### Exercise prompt
Give the number of lines that include the string "index", nothing more.

--- start of Data lines ---

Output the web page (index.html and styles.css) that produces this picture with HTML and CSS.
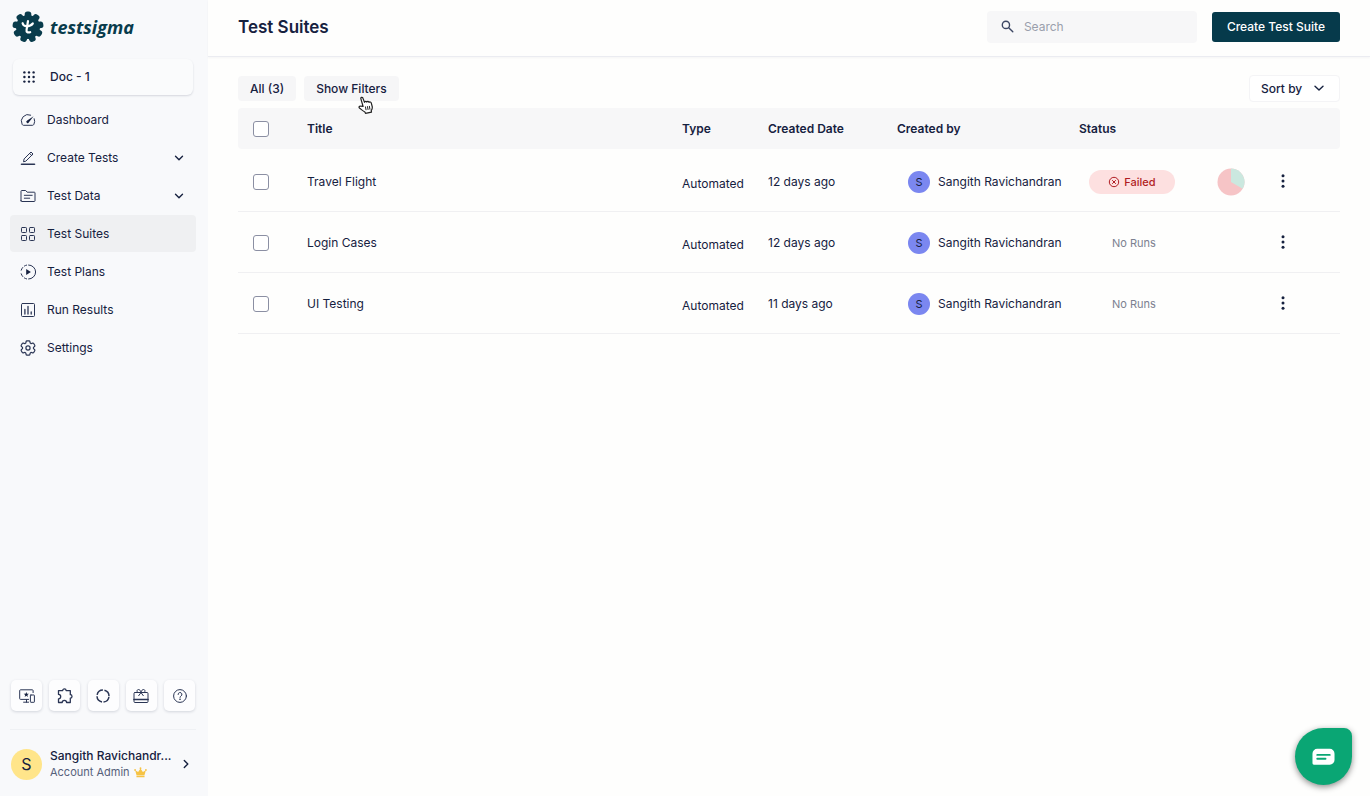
FILE: index.html
```html
<!DOCTYPE html>
<html lang="en">
<head>
<meta charset="utf-8">
<meta name="viewport" content="width=device-width, initial-scale=1">
<title>Test Suites</title>
<link rel="stylesheet" href="styles.css">
</head>
<body>
<div class="app">
  <aside class="sidebar">
    <a class="brand" href="#">
      <svg class="brand-mark" viewBox="0 0 32 32" aria-hidden="true">
        <g fill="#093c4c">
          <circle cx="16" cy="16" r="12"/>
          <rect x="12.700" y="0.500" width="6.600" height="10" rx="2.600"/>
          <rect x="12.700" y="0.500" width="6.600" height="10" rx="2.600" transform="rotate(40 16 16)"/>
          <rect x="12.700" y="0.500" width="6.600" height="10" rx="2.600" transform="rotate(80 16 16)"/>
          <rect x="12.700" y="0.500" width="6.600" height="10" rx="2.600" transform="rotate(120 16 16)"/>
          <rect x="12.700" y="0.500" width="6.600" height="10" rx="2.600" transform="rotate(160 16 16)"/>
          <rect x="12.700" y="0.500" width="6.600" height="10" rx="2.600" transform="rotate(200 16 16)"/>
          <rect x="12.700" y="0.500" width="6.600" height="10" rx="2.600" transform="rotate(240 16 16)"/>
          <rect x="12.700" y="0.500" width="6.600" height="10" rx="2.600" transform="rotate(280 16 16)"/>
          <rect x="12.700" y="0.500" width="6.600" height="10" rx="2.600" transform="rotate(320 16 16)"/>
        </g>
        <g fill="none" stroke="#fff" stroke-width="2.200" stroke-linecap="round" stroke-linejoin="round">
          <path d="M16 10 14.600 18.600q-.6 3.700 3.600 2.600"/>
          <path d="M10.600 12.200q.8 3 4 3 4.200 0 6.200-2.700"/>
        </g>
      </svg>
      <span class="brand-name">testsigma</span>
    </a>

    <button class="project" type="button">
      <svg class="icon-sm" viewBox="0 0 12 12" fill="currentColor" aria-hidden="true">
        <circle cx="1.400" cy="1.400" r="1.200"/><circle cx="6" cy="1.400" r="1.200"/><circle cx="10.600" cy="1.400" r="1.200"/>
        <circle cx="1.400" cy="6" r="1.200"/><circle cx="6" cy="6" r="1.200"/><circle cx="10.600" cy="6" r="1.200"/>
        <circle cx="1.400" cy="10.600" r="1.200"/><circle cx="6" cy="10.600" r="1.200"/><circle cx="10.600" cy="10.600" r="1.200"/>
      </svg>
      Doc - 1
    </button>

    <nav class="nav" aria-label="Main">
      <a class="nav-item" href="#">
        <svg class="icon" viewBox="0 0 16 16" aria-hidden="true"><path d="M10.700 3.100A6.700 6.700 0 0 0 2.100 12.300q.5 1 1.300 1h9.200q.8 0 1.300-1a6.700 6.700 0 0 0 .3-5.600"/><path d="M13.600 4.200 8.900 10.300a1.300 1.300 0 1 1-1.700-1.700z" fill="currentColor" stroke="none"/></svg>
        Dashboard
      </a>
      <button class="nav-item" type="button" aria-expanded="false">
        <svg class="icon" viewBox="0 0 16 16" aria-hidden="true"><path d="M1.500 14.200h13" stroke-width="1.600"/><path d="M3.600 11.400l.5-2.500 6.900-6.900 2 2-6.900 6.900zM9.600 3.400l2 2"/></svg>
        <span class="nav-text">Create Tests</span>
        <svg class="chevron" viewBox="0 0 10 10" aria-hidden="true"><path d="M1.500 3.300 5 6.800l3.500-3.500"/></svg>
      </button>
      <button class="nav-item" type="button" aria-expanded="false">
        <svg class="icon" viewBox="0 0 16 16" aria-hidden="true"><path d="M1 12.800V3.200q0-.7.7-.7h4l1.500 1.700h7.100q.7 0 .7.700v7.900q0 .7-.7.700H1.700q-.7 0-.7-.7zM4.300 7.300h7.900M4.300 10.200h5.400"/></svg>
        <span class="nav-text">Test Data</span>
        <svg class="chevron" viewBox="0 0 10 10" aria-hidden="true"><path d="M1.500 3.300 5 6.800l3.500-3.500"/></svg>
      </button>
      <a class="nav-item active" href="#" aria-current="page">
        <svg class="icon" viewBox="0 0 16 16" aria-hidden="true"><rect x="1.500" y="1.500" width="5" height="5" rx=".8"/><rect x="9.500" y="1.500" width="5" height="5" rx=".8"/><rect x="1.500" y="9.500" width="5" height="5" rx=".8"/><rect x="9.500" y="9.500" width="5" height="5" rx=".8"/></svg>
        Test Suites
      </a>
      <a class="nav-item" href="#">
        <svg class="icon" viewBox="0 0 16 16" aria-hidden="true"><path d="M8.600 1A7 7 0 0 1 8.600 15"/><path d="M6.600 1.100A7 7 0 0 0 4.400 2M2.700 3.500A7 7 0 0 0 1.200 6.200M1.200 9.800A7 7 0 0 0 2.700 12.500M4.400 14A7 7 0 0 0 6.600 14.900"/><path d="M6.200 5v6l4.700-3z" fill="currentColor" stroke="none"/></svg>
        Test Plans
      </a>
      <a class="nav-item" href="#">
        <svg class="icon" viewBox="0 0 16 16" aria-hidden="true"><rect x="1.500" y="1.500" width="13" height="13" rx="1"/><path d="M4.900 7.500V12M8 4.500V12M11.200 10V12" stroke-width="1.300"/></svg>
        Run Results
      </a>
      <a class="nav-item" href="#">
        <svg class="icon" viewBox="2 2 20 20" stroke-width="1.500" aria-hidden="true"><path d="M9.594 3.940c.09-.542.56-.94 1.110-.94h2.593c.55 0 1.020.398 1.110.94l.213 1.281c.063.374.313.686.645.87.074.04.147.083.22.127.325.196.72.257 1.075.124l1.217-.456a1.125 1.125 0 011.370.49l1.296 2.247a1.125 1.125 0 01-.26 1.431l-1.003.827c-.293.241-.438.613-.43.992a7.723 7.723 0 010 .255c-.008.378.137.75.43.991l1.004.827c.424.35.534.955.26 1.430l-1.298 2.247a1.125 1.125 0 01-1.369.491l-1.217-.456c-.355-.133-.75-.072-1.076.124a6.470 6.470 0 01-.22.128c-.331.183-.581.495-.644.869l-.213 1.281c-.09.543-.56.94-1.110.94h-2.594c-.55 0-1.019-.398-1.110-.94l-.213-1.281c-.062-.374-.312-.686-.644-.87a6.520 6.520 0 01-.22-.127c-.325-.196-.72-.257-1.076-.124l-1.217.456a1.125 1.125 0 01-1.369-.49l-1.297-2.247a1.125 1.125 0 01.26-1.431l1.004-.827c.292-.24.437-.613.43-.991a6.932 6.932 0 010-.255c.007-.38-.138-.751-.43-.992l-1.004-.827a1.125 1.125 0 01-.26-1.430l1.297-2.247a1.125 1.125 0 011.370-.491l1.216.456c.356.133.751.072 1.076-.124.072-.044.146-.086.22-.128.332-.183.582-.495.644-.869l.214-1.280z"/><circle cx="12" cy="12" r="2.600"/></svg>
        Settings
      </a>
    </nav>

    <div class="tools">
      <button class="tool" type="button" aria-label="Devices">
        <svg class="icon" viewBox="0 0 16 16" aria-hidden="true"><path d="M9.600 11.400H1.500q-.8 0-.8-.8V2.600q0-.8.8-.8h11.800q.8 0 .8.800V4.600M4.600 14.200h5"/><path d="M7.500 11.400v2.800"/><rect x="11.400" y="7" width="4" height="7.300" rx=".5"/><path d="M7.300 3.900l.7 1.800 1.900.1-1.500 1.200.5 1.900-1.600-1.100-1.600 1.100.5-1.900-1.500-1.200 1.900-.1z" fill="currentColor" stroke="none"/></svg>
      </button>
      <button class="tool" type="button" aria-label="Add-ons">
        <svg class="icon" viewBox="0 0 16 16" aria-hidden="true"><path d="M1.500 2.600h4.200a1.700 1.700 0 0 1 3.400 0h4.200v4.100a1.700 1.700 0 0 1 0 3.400v4.400H9.600a2.200 2.200 0 0 0-4.400 0H1.500V10.800a2.200 2.200 0 0 0 0-4.400z" stroke-width="1.300"/></svg>
      </button>
      <button class="tool" type="button" aria-label="Usage">
        <svg class="icon" viewBox="0 0 16 16" aria-hidden="true"><circle cx="8" cy="8" r="6" stroke-width="1.500" stroke-linecap="butt" stroke-dasharray="7.825 1.600" stroke-dashoffset="-.8"/></svg>
      </button>
      <button class="tool" type="button" aria-label="What's new">
        <svg class="icon" viewBox="0 0 16 16" aria-hidden="true"><rect x="1" y="4.500" width="14" height="10" rx="1"/><path d="M1 11.500h14" stroke-width="1.600"/><path d="M8 4.300C7.500 2.300 6.500 1.500 5.500 1.500a1.500 1.500 0 0 0-1 2.600M8 4.300c.5-2 1.500-2.800 2.500-2.800a1.500 1.500 0 0 1 1 2.600M8 4.600 5.700 7.700M8 4.600l2.300 3.100"/></svg>
      </button>
      <button class="tool" type="button" aria-label="Help">
        <svg class="icon" viewBox="0 0 16 16" aria-hidden="true"><circle cx="8" cy="8" r="6.400"/><path d="M6.100 6.500a1.900 1.900 0 1 1 2.800 1.600q-.9.500-.9 1.300"/><circle cx="8" cy="11.300" r=".8" fill="currentColor" stroke="none"/></svg>
      </button>
    </div>

    <button class="account" type="button">
      <span class="account-avatar">S</span>
      <span class="account-text">
        <span class="account-name">Sangith Ravichandr...</span>
        <span class="account-role">Account Admin
          <svg class="crown" viewBox="0 0 14 12" fill="#f6c344" aria-hidden="true"><path d="M2.600 8.600 1.200 3.600 4.400 5.400 7 1.600l2.600 3.800 3.200-1.800-1.400 5zM2.600 9.400h8.800v1.700H2.600z"/><circle cx="1.100" cy="3.300" r="1"/><circle cx="7" cy="1.400" r="1"/><circle cx="12.900" cy="3.300" r="1"/></svg>
        </span>
      </span>
      <svg class="chevron" viewBox="0 0 10 10" aria-hidden="true"><path d="M3.300 1.500 6.800 5 3.300 8.500"/></svg>
    </button>
  </aside>

  <main class="main">
    <header class="topbar">
      <h1 class="page-title">Test Suites</h1>
      <label class="search">
        <svg class="search-icon" viewBox="0 0 14 14" aria-hidden="true"><circle cx="5.300" cy="5.300" r="3.900"/><path d="M8.300 8.300 12.700 12.700"/></svg>
        <input class="search-input" type="search" placeholder="Search" aria-label="Search">
      </label>
      <button class="primary" type="button">Create Test Suite</button>
    </header>

    <section class="content">
      <div class="toolbar">
        <button class="chip" type="button">All (3)</button>
        <div class="pointer-host">
          <button class="chip" type="button">Show Filters</button>
          <svg class="pointer" viewBox="0 0 16 18" aria-hidden="true"><path d="M5.100 10.500 2.900 2.800C2.500 1.300 4.300.7 4.900 2.100L6.500 6.300C6.700 5 8.400 5 8.800 6.100 9.300 5 10.700 5.200 11 6.400c.8-.8 2-.4 2.300.7l.9 3.400c.4 1.800-.2 3-1 4.200l.3 1.500-6 1.100-.6-1.300C5.300 15.300 3.500 13.600 1.700 12.300.3 11.200 1.400 9.700 2.900 10.200z" fill="#fff" stroke="#222" stroke-width="1.200" stroke-linejoin="round"/><path d="M7.400 10.500l.7 3.700M9.400 10.200l.7 3.700M11.300 9.900l.7 3.700" fill="none" stroke="#222"/></svg>
        </div>
        <div class="sort">
          <select class="sort-select" aria-label="Sort by"><option>Sort by</option></select>
          <svg class="chevron sort-chevron" viewBox="0 0 10 10" aria-hidden="true"><path d="M1 3.200 5 7l4-3.800"/></svg>
        </div>
      </div>

      <table class="suites">
        <colgroup>
          <col class="col-check"><col><col class="col-type"><col class="col-date"><col class="col-by"><col class="col-status"><col class="col-chart"><col class="col-menu">
        </colgroup>
        <thead>
          <tr>
            <th class="check"><input class="box" type="checkbox" aria-label="Select all"></th>
            <th>Title</th><th>Type</th><th>Created Date</th><th>Created by</th><th>Status</th><th></th><th></th>
          </tr>
        </thead>
        <tbody>
          <tr>
            <td class="check"><input class="box" type="checkbox" aria-label="Select Travel Flight"></td>
            <td>Travel Flight</td>
            <td class="type">Automated</td>
            <td>12 days ago</td>
            <td><span class="person"><span class="person-avatar">S</span>Sangith Ravichandran</span></td>
            <td><span class="failed"><svg class="failed-icon" viewBox="0 0 12 12" aria-hidden="true"><circle cx="6" cy="6" r="4.700"/><path d="M4.200 4.200l3.600 3.600M7.800 4.200 4.200 7.800"/></svg>Failed</span></td>
            <td><svg class="pie" viewBox="0 0 28 28" role="img" aria-label="Run breakdown"><circle cx="14" cy="14" r="13.500" fill="#f6c4c6"/><path d="M14 14V.5A13.500 13.500 0 0 1 25.700 20.750z" fill="#cbe8df"/></svg></td>
            <td><button class="menu" type="button" aria-label="More actions"><svg class="dots" viewBox="0 0 4 14" aria-hidden="true"><circle cx="2" cy="1.700" r="1.500"/><circle cx="2" cy="7" r="1.500"/><circle cx="2" cy="12.300" r="1.500"/></svg></button></td>
          </tr>
          <tr>
            <td class="check"><input class="box" type="checkbox" aria-label="Select Login Cases"></td>
            <td>Login Cases</td>
            <td class="type">Automated</td>
            <td>12 days ago</td>
            <td><span class="person"><span class="person-avatar">S</span>Sangith Ravichandran</span></td>
            <td><span class="no-runs">No Runs</span></td>
            <td></td>
            <td><button class="menu" type="button" aria-label="More actions"><svg class="dots" viewBox="0 0 4 14" aria-hidden="true"><circle cx="2" cy="1.700" r="1.500"/><circle cx="2" cy="7" r="1.500"/><circle cx="2" cy="12.300" r="1.500"/></svg></button></td>
          </tr>
          <tr>
            <td class="check"><input class="box" type="checkbox" aria-label="Select UI Testing"></td>
            <td>UI Testing</td>
            <td class="type">Automated</td>
            <td>11 days ago</td>
            <td><span class="person"><span class="person-avatar">S</span>Sangith Ravichandran</span></td>
            <td><span class="no-runs">No Runs</span></td>
            <td></td>
            <td><button class="menu" type="button" aria-label="More actions"><svg class="dots" viewBox="0 0 4 14" aria-hidden="true"><circle cx="2" cy="1.700" r="1.500"/><circle cx="2" cy="7" r="1.500"/><circle cx="2" cy="12.300" r="1.500"/></svg></button></td>
          </tr>
        </tbody>
      </table>
    </section>
  </main>

  <button class="chat" type="button" aria-label="Open chat">
    <svg class="chat-icon" viewBox="0 0 24 18" aria-hidden="true"><path d="M5.500.5h13A5 5 0 0 1 23.500 5.500v6.500a5 5 0 0 1-5 5h-16.500Q.5 17 .5 15.500V5.500A5 5 0 0 1 5.500.5z" fill="#fff"/><path d="M5.500 6.800h13M5.500 10.900h8.600" stroke="#0aa674" stroke-width="2" stroke-linecap="round"/></svg>
  </button>
</div>
</body>
</html>
```

FILE: styles.css
```css
* {
  box-sizing: border-box;
}

body {
  margin: 0;
  background: #fefefd;
  color: #16213f;
  font-family: Inter, "Liberation Sans", sans-serif;
  font-size: 12px;
  line-height: 16px;
}

button,
input,
select {
  color: inherit;
  font: inherit;
}

button {
  margin: 0;
  padding: 0;
  border: 0;
  background: none;
  text-align: left;
}

a {
  color: inherit;
  text-decoration: none;
}

svg {
  flex: none;
}

.app {
  display: flex;
  min-height: 100vh;
}

/* Sidebar */

.sidebar {
  display: flex;
  flex: none;
  flex-direction: column;
  width: 208px;
  padding: 11px 12px 16px 10px;
  background: #f8f9fb;
}

.brand {
  display: flex;
  align-items: center;
  gap: 6px;
  padding-left: 2px;
  color: #093c4c;
}

.brand-mark {
  width: 32px;
  height: 32px;
}

.brand-name {
  font-family: "Open Sans", "Noto Sans", sans-serif;
  font-size: 18px;
  font-style: italic;
  font-weight: 700;
  line-height: 24px;
}

.project {
  display: flex;
  align-items: center;
  gap: 15px;
  height: 36px;
  margin: 16px 3px 0;
  padding: 0 10px;
  border-radius: 6px;
  background: #fafbfc;
  box-shadow: 0 1px 2px rgba(20, 30, 60, 0.15);
  font-weight: 500;
}

.icon-sm {
  width: 12px;
  height: 12px;
}

.nav {
  display: flex;
  flex-direction: column;
  gap: 1px;
  margin-top: 6px;
}

.nav-item {
  display: flex;
  align-items: center;
  gap: 11px;
  height: 37px;
  padding: 0 12px 0 10px;
  border-radius: 4px;
}

.nav-item.active {
  background: #eff0f2;
}

.nav-text {
  flex: 1;
}

.icon {
  width: 16px;
  height: 16px;
  fill: none;
  stroke: #2a3554;
  stroke-linecap: round;
  stroke-linejoin: round;
}

.chevron {
  width: 10px;
  height: 10px;
  fill: none;
  stroke: currentColor;
  stroke-linecap: round;
  stroke-linejoin: round;
  stroke-width: 1.4;
}

.tools {
  display: flex;
  justify-content: space-between;
  margin-top: auto;
  padding: 0 1px 18px;
  border-bottom: 1px solid #eff1f4;
}

.tool {
  display: flex;
  align-items: center;
  justify-content: center;
  width: 31px;
  height: 31px;
  border-radius: 5px;
  background: #fdfdfe;
  box-shadow: 0 1px 3px rgba(20, 30, 60, 0.16);
}

.account {
  display: flex;
  align-items: center;
  gap: 8px;
  margin-top: 18px;
  padding: 0 5px 0 1px;
}

.account-avatar {
  display: flex;
  flex: none;
  align-items: center;
  justify-content: center;
  width: 31px;
  height: 31px;
  border-radius: 50%;
  background: #ffe58a;
  font-size: 16px;
}

.account-text {
  display: flex;
  flex: 1;
  flex-direction: column;
  min-width: 0;
}

.account-name {
  font-weight: 500;
  white-space: nowrap;
}

.account-role {
  display: flex;
  align-items: center;
  gap: 4px;
  color: #56607a;
  font-size: 11px;
}

.crown {
  width: 13px;
  height: 11px;
}

/* Page header */

.main {
  flex: 1;
  min-width: 0;
}

.topbar {
  display: flex;
  align-items: center;
  height: 57px;
  padding: 0 30px 3px;
  border-bottom: 1px solid #ebecf1;
  box-shadow: 0 1px 2px rgba(20, 30, 60, 0.04);
}

.page-title {
  flex: 1;
  margin: 0;
  font-size: 17px;
  font-weight: 600;
  line-height: 24px;
}

.search {
  display: flex;
  align-items: center;
  gap: 10px;
  width: 210px;
  height: 32px;
  margin-right: 15px;
  padding: 0 14px;
  border-radius: 4px;
  background: #f7f7f8;
}

.search-icon {
  width: 13px;
  height: 13px;
  fill: none;
  stroke: #3c4663;
  stroke-linecap: round;
  stroke-width: 1.5;
}

.search-input {
  flex: 1;
  min-width: 0;
  padding: 0;
  border: 0;
  outline: 0;
  background: none;
}

.search-input::placeholder {
  color: #9a9fac;
}

.primary {
  height: 30px;
  padding: 0 15px;
  border-radius: 3px;
  background: #063a4b;
  color: #fff;
  font-weight: 500;
}

/* Toolbar and table */

.content {
  padding: 18px 30px;
}

.toolbar {
  display: flex;
  align-items: center;
  gap: 8px;
  height: 27px;
}

.chip {
  height: 25px;
  padding: 0 12px;
  border-radius: 4px;
  background: #f6f6f7;
  font-weight: 500;
}

.pointer-host {
  position: relative;
}

.pointer {
  position: absolute;
  top: 20px;
  right: 25px;
  width: 16px;
  height: 18px;
}

.sort {
  position: relative;
  margin-left: auto;
}

.sort-select {
  width: 91px;
  height: 27px;
  padding: 0 11px;
  border: 1px solid #f4f4f6;
  border-radius: 4px;
  appearance: none;
  background: #fff;
  font-weight: 500;
}

.sort-chevron {
  position: absolute;
  top: 8px;
  right: 16px;
  pointer-events: none;
}

.suites {
  width: 100%;
  margin-top: 6px;
  border-spacing: 0;
  table-layout: fixed;
}

.col-check { width: 69px; }
.col-type { width: 86px; }
.col-date { width: 129px; }
.col-by { width: 182px; }
.col-status { width: 138px; }
.col-chart { width: 52px; }
.col-menu { width: 71px; }

.suites th {
  height: 41px;
  padding: 0;
  background: #f7f7f8;
  font-weight: 600;
  text-align: left;
}

.suites th:first-child {
  border-radius: 4px 0 0 4px;
}

.suites th:last-child {
  border-radius: 0 4px 4px 0;
}

.suites td {
  height: 61px;
  padding: 2px 0 0;
  border-bottom: 1px solid #f0f0f2;
}

.suites tbody tr:first-child td {
  height: 63px;
  padding-top: 4px;
}

.suites .check {
  padding-left: 15px;
}

.suites tbody td.type {
  padding-top: 6px;
}

.suites tbody tr:first-child td.type {
  padding-top: 8px;
}

.box {
  display: block;
  width: 16px;
  height: 16px;
  margin: 0;
  border: 1px solid #8b8fa3;
  border-radius: 3px;
  appearance: none;
  background: #fff;
}

.person {
  display: flex;
  align-items: center;
  gap: 8px;
  padding-left: 11px;
  white-space: nowrap;
}

.person-avatar {
  display: flex;
  align-items: center;
  justify-content: center;
  width: 22px;
  height: 22px;
  border-radius: 50%;
  background: #7b87f0;
  font-size: 11px;
}

.failed {
  display: flex;
  align-items: center;
  justify-content: center;
  gap: 4px;
  width: 86px;
  height: 24px;
  margin-left: 10px;
  border-radius: 12px;
  background: #fde0e0;
  color: #b01c22;
  font-size: 11px;
  font-weight: 500;
}

.failed-icon {
  width: 12px;
  height: 12px;
  fill: none;
  stroke: currentColor;
}

.no-runs {
  padding-left: 33px;
  color: #7c8190;
  font-size: 11px;
}

.pie {
  display: block;
  width: 28px;
  height: 28px;
}

.menu {
  display: flex;
  align-items: center;
  justify-content: center;
  width: 28px;
  height: 28px;
  margin-bottom: 2px;
}

.dots {
  width: 4px;
  height: 14px;
  fill: currentColor;
}

/* Chat launcher */

.chat {
  position: fixed;
  right: 18px;
  bottom: 11px;
  display: flex;
  align-items: center;
  justify-content: center;
  width: 57px;
  height: 57px;
  border-radius: 50% 8px 50% 50%;
  background: #0aa674;
  box-shadow: 0 2px 6px rgba(0, 0, 0, 0.45);
}

.chat-icon {
  width: 23px;
  height: 18px;
}
```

--- end of Data lines ---

### Output of the exercise
2